In the modern age, from around the time of the Council of Trent until today, the rubric regarding the conventual Mass on some penitential days is understood as one that is anticipated. The rationale for this practice is due to the abrogation of the obligation of postponing the meal until 3 PM – or at least 12 PM – on most vigils and ember days, if not by decree, at least by contrary custom, except in the places that have kept it. Saint Robert Bellarmine attesting to this fact, said, “The ancients offered the holy mysteries between the third hour and the ninth, because on fasting days the fast was not broken until the ninth hour. But ordinarily, now the mysteries are celebrated between the first hour, that is, dawn and midday.”
Wednesdays, Fridays, the vigils of the apostles, and other minor vigils along with the ember days outside of Lent were semi-jejunia or half-fast days in the first millennium, meaning that the fast day meal was not allowed until 3 PM. This was almost universally practiced in both the East and the West. The Pedallion, the Didache, Tertullian, and St. Basil attest to this. By the time of Pope Gregory VII at the turn of the millennium, Wednesdays, Fridays, and Saturdays were reduced to abstinence days except in those places that kept the original discipline, such as in the East on Wednesdays and Fridays and in places such as Ireland which kept the Wednesday and Friday fast and in England which kept the Friday fast.
By the time of St. Thomas Aquinas, most places did not keep the time for fast on the ember days due to the severe relaxation of fasting discipline and yet St. Thomas expresses a wide-ranging time for Mass: “But since our Lord’s Passion was celebrated from the third to the ninth hour, therefore this sacrament is solemnly celebrated by the Church in that part of the day.” Here he expounds upon the principle more clearly when he writes:
“As already observed, Christ wished to give this sacrament last of all, in order that it might make a deeper impression on the hearts of the disciples; and therefore it was after supper, at the close of day, that He consecrated this sacrament and gave it to His disciples. But we celebrate at the hour when our Lord suffered, i.e. either, as on feast-days, at the hour of Terce, when He was crucified by the tongues of the Jews (Mark 15:25), and when the Holy Ghost descended upon the disciples (Acts 2:15); or, as when no feast is kept, at the hour of Sext, when He was crucified at the hands of the soldiers (John 19:14), or, as on fasting days, at None, when crying out with a loud voice He gave up the ghost (Matthew 27:46-50) » (Summa Theologiae III, Q. 83, a. 2, reply to objection 3)

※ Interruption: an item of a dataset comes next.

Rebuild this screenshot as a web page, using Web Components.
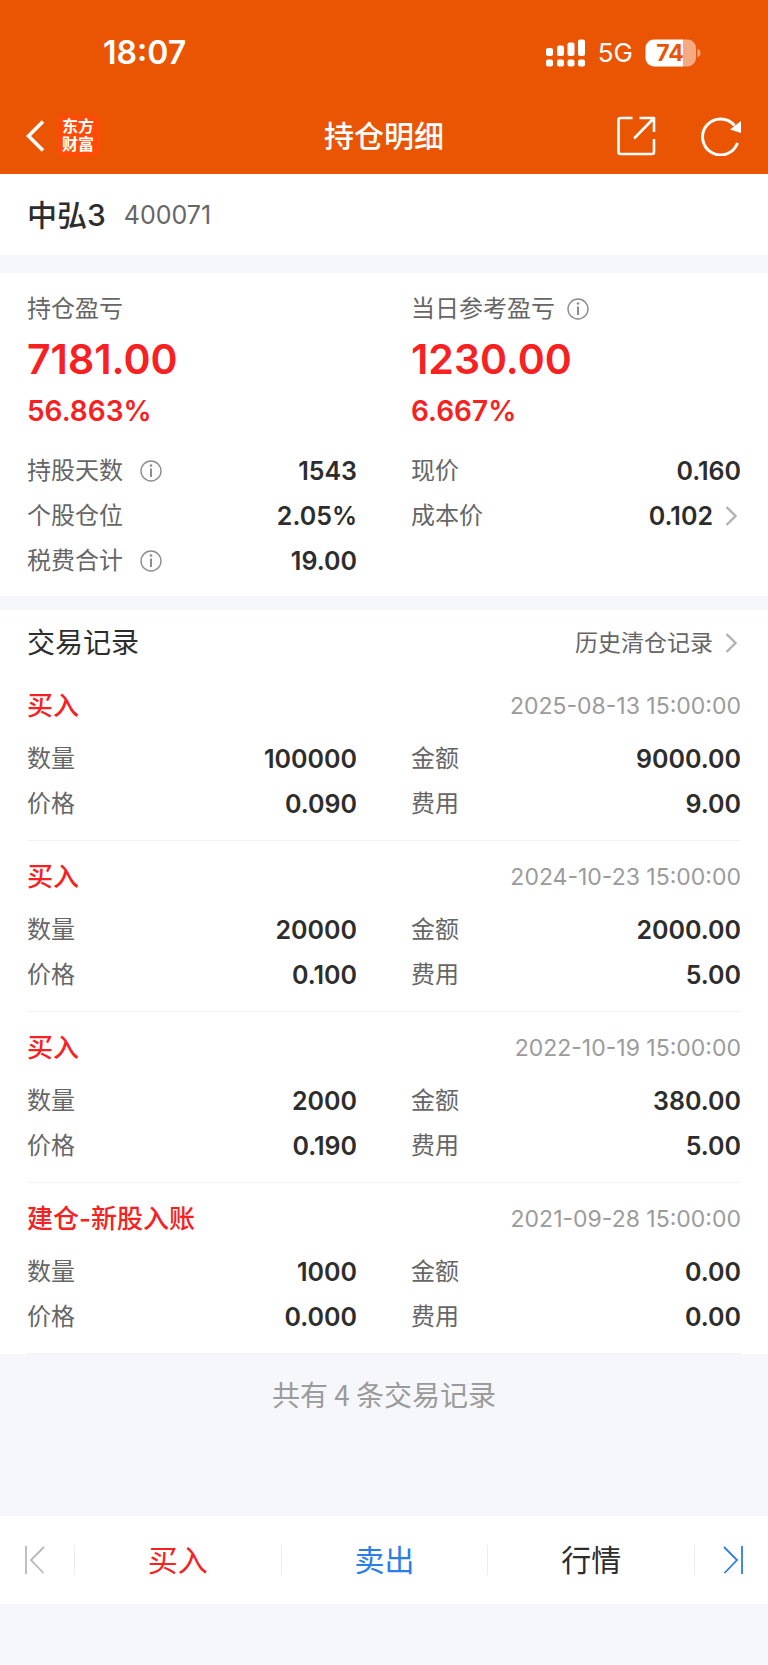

St. Thomas hence mentions the ancient and longstanding practice that at his time was beginning to diminish due to the acquiescence to an age that cannot fast wholeheartedly.
The rubric itself is an expression of an ancient practice that goes back to the time of the Apostles and was fully developed liturgically by the onset of the patristic era. It was understood that Wednesdays, Fridays, and some other penitential days of the year, such as most vigils, were days of fast and that the meal could not be had until after 3 PM. Tertullian mentions the conjoining of this discipline with the liturgy. He says that Wednesdays and Fridays and most vigils were called semi-jejunio and station-days, which were days of half-fast, referring to the time of the meal days. These days were also ones of particular devotion where the faithful were expected to fast until None, hear Mass, and receive Communion. Holy Communion at this point was not received until after None or 3 PM.

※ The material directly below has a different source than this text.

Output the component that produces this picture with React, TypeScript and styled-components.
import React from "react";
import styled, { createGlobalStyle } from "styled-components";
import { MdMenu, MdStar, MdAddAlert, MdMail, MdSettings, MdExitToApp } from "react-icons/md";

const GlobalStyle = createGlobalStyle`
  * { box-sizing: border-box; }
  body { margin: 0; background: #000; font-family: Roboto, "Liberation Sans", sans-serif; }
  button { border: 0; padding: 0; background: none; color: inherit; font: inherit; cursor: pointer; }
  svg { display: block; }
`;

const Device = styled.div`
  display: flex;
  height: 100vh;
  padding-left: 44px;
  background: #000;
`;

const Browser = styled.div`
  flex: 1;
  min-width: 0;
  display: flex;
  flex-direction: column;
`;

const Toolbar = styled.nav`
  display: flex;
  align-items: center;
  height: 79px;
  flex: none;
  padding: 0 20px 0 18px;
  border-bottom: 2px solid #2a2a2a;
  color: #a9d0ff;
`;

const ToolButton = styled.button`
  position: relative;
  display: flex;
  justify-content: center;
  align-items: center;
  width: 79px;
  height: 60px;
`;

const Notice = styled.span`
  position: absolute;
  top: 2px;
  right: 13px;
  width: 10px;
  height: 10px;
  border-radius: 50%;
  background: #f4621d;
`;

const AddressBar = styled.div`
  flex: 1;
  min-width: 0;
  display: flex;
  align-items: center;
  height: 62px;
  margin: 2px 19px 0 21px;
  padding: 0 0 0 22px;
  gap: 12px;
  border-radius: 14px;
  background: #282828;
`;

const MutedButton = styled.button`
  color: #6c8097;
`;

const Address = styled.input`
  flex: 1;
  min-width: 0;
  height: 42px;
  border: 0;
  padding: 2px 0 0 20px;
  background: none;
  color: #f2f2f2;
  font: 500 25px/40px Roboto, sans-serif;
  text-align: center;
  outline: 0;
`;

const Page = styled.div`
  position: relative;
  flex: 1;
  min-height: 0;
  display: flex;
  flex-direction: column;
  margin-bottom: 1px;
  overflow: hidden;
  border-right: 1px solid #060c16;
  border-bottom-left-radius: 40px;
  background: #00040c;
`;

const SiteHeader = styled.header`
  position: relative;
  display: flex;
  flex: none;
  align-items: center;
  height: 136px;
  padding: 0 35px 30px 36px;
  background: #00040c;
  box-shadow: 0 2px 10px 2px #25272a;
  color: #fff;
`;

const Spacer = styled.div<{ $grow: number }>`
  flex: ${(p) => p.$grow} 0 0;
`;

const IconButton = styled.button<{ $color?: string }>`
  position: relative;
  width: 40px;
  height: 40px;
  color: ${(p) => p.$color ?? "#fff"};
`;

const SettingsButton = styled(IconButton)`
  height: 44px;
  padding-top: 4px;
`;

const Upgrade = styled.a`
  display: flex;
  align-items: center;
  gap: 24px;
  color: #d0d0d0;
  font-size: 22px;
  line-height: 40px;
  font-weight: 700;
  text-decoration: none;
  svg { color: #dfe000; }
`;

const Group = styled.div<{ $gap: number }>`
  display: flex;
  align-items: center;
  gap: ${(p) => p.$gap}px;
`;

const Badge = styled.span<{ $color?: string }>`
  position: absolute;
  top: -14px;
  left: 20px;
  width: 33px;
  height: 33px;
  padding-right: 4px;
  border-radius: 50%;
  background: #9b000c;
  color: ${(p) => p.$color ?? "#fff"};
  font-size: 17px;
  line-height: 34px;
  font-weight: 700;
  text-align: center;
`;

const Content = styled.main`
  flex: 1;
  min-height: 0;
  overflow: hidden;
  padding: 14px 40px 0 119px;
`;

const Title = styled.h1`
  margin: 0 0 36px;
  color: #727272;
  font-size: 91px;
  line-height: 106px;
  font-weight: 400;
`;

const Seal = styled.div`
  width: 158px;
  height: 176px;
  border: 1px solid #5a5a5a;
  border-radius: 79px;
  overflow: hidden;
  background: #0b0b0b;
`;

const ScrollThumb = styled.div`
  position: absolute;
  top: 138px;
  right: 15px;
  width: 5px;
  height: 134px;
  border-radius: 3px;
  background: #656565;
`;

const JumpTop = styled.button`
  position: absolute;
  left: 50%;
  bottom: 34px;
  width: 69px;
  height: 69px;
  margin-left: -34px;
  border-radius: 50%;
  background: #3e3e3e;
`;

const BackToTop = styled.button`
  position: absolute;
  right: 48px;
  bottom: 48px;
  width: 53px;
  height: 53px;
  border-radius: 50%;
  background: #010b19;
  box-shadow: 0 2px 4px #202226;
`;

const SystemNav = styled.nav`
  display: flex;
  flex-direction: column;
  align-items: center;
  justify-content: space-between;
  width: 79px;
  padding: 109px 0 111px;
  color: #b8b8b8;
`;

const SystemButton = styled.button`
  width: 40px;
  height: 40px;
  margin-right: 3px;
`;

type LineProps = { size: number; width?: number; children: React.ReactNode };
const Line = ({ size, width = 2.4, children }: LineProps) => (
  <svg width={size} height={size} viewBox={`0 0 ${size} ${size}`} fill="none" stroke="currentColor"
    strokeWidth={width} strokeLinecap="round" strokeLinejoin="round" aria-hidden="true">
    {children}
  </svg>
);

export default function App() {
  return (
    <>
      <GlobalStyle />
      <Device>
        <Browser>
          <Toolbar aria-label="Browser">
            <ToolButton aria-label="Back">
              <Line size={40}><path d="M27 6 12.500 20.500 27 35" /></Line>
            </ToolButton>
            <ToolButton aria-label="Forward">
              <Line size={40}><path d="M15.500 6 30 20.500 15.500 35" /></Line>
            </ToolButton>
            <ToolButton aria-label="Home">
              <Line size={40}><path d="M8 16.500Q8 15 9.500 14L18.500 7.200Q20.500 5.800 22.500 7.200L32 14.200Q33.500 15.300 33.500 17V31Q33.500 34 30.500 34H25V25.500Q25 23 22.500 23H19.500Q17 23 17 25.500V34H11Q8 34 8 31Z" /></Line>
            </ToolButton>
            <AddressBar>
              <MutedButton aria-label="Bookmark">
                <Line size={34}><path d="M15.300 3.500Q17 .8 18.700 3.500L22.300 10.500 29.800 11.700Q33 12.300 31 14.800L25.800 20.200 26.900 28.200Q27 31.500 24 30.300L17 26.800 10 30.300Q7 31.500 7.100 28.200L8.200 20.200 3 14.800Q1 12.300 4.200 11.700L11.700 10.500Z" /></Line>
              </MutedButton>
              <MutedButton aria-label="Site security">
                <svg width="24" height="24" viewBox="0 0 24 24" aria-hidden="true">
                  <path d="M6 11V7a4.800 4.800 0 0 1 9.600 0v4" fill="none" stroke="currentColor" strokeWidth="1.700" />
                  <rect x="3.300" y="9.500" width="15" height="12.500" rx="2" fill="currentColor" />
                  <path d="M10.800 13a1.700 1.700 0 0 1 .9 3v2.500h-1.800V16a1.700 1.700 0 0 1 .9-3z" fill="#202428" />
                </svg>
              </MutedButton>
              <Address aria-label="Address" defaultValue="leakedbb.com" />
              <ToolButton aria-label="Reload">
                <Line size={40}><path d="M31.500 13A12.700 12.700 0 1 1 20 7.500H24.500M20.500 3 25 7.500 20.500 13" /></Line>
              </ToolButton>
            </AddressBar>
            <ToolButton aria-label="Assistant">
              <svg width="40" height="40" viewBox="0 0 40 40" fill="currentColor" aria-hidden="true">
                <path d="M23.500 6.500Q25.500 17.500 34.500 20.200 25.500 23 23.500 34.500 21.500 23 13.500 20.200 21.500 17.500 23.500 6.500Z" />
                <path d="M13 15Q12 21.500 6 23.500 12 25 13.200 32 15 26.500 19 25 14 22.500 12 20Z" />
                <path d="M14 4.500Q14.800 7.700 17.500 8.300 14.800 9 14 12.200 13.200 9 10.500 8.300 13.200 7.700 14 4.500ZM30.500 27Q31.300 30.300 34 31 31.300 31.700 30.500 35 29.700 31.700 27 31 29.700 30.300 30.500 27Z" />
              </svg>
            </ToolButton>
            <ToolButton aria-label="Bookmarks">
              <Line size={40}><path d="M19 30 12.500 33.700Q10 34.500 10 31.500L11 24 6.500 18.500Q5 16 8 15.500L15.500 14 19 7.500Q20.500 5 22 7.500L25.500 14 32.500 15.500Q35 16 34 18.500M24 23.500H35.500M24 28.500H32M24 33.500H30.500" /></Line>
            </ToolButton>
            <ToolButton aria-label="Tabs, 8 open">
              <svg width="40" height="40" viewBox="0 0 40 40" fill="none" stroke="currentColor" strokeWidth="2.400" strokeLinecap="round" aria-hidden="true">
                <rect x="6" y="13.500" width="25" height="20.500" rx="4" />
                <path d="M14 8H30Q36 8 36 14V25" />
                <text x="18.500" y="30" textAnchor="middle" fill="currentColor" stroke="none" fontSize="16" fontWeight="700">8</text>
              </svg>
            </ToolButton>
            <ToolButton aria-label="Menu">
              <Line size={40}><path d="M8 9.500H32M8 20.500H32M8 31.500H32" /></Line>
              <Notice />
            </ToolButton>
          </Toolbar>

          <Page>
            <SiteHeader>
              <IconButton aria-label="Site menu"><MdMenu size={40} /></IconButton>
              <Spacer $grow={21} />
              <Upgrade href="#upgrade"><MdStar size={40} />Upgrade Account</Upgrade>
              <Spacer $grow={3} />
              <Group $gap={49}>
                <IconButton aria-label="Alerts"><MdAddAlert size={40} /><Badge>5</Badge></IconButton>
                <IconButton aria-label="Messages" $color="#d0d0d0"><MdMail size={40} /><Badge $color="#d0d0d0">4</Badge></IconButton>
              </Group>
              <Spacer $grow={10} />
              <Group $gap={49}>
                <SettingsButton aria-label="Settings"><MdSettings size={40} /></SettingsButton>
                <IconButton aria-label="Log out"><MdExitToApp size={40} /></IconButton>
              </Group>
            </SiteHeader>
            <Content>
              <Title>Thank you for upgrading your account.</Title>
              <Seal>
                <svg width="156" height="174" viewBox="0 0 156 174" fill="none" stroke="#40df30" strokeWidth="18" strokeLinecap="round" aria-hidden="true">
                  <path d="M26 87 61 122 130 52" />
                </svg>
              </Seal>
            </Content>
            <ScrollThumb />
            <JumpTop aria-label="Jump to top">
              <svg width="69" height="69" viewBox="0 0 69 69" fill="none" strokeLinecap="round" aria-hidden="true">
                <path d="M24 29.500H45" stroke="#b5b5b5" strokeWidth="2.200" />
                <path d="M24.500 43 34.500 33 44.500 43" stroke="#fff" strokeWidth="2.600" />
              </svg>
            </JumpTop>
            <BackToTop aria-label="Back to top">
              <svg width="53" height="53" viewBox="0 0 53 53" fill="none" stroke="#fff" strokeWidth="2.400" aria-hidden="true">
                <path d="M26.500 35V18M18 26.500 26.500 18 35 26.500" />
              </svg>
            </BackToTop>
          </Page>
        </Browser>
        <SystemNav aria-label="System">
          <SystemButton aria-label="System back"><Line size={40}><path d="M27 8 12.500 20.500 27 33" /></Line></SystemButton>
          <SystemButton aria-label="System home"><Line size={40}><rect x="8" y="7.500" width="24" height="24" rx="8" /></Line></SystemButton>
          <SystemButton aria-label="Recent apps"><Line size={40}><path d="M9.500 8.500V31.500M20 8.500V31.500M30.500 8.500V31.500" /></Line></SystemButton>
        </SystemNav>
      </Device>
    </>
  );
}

This was practiced in most places, including Rome, and it was also practiced by St. Basil in the East. It continued to be the practice until around the turn of the millennium when the Wednesday, Friday, and Saturday fasts were reduced to simple abstinence for the Roman Church by Pope Gregory VII, the aforementioned exceptions withstanding.
As a result, should traditional Catholic monks who seek to restore tradition keep the Eucharistic Fast on vigils and ember days until 3 PM? Absolutely. Should they celebrate Mass at 3 PM on those days? Absolutely. This is the ancient and longest-standing practice of the Church, which was abrogated to acquiesce to the weakness of men only in very modern times.
Should monks also celebrate Holy Mass and fast until 3 PM on all days of Advent from the day after St. Martin on November 11th until the day before Christmas Eve inclusively? Yes. Should monks fast from everything until sunset on the major vigils (i.e., Christmas, Pentecost, Assumption) and on every day in Lent? Yes. Can Mass be said at that hour? Yes, but generally only by way of a custom against the rubrics.
In an era when so few keep the Traditions of the Faith, and so few hear Daily Mass or pray the Divine Office, it is a comfort to know that some Orders have adopted the traditional discipline of our forefathers to restore all things in Christ. May we keep them in our prayers as they, hidden from most eyes, truly restore Christendom through their actions.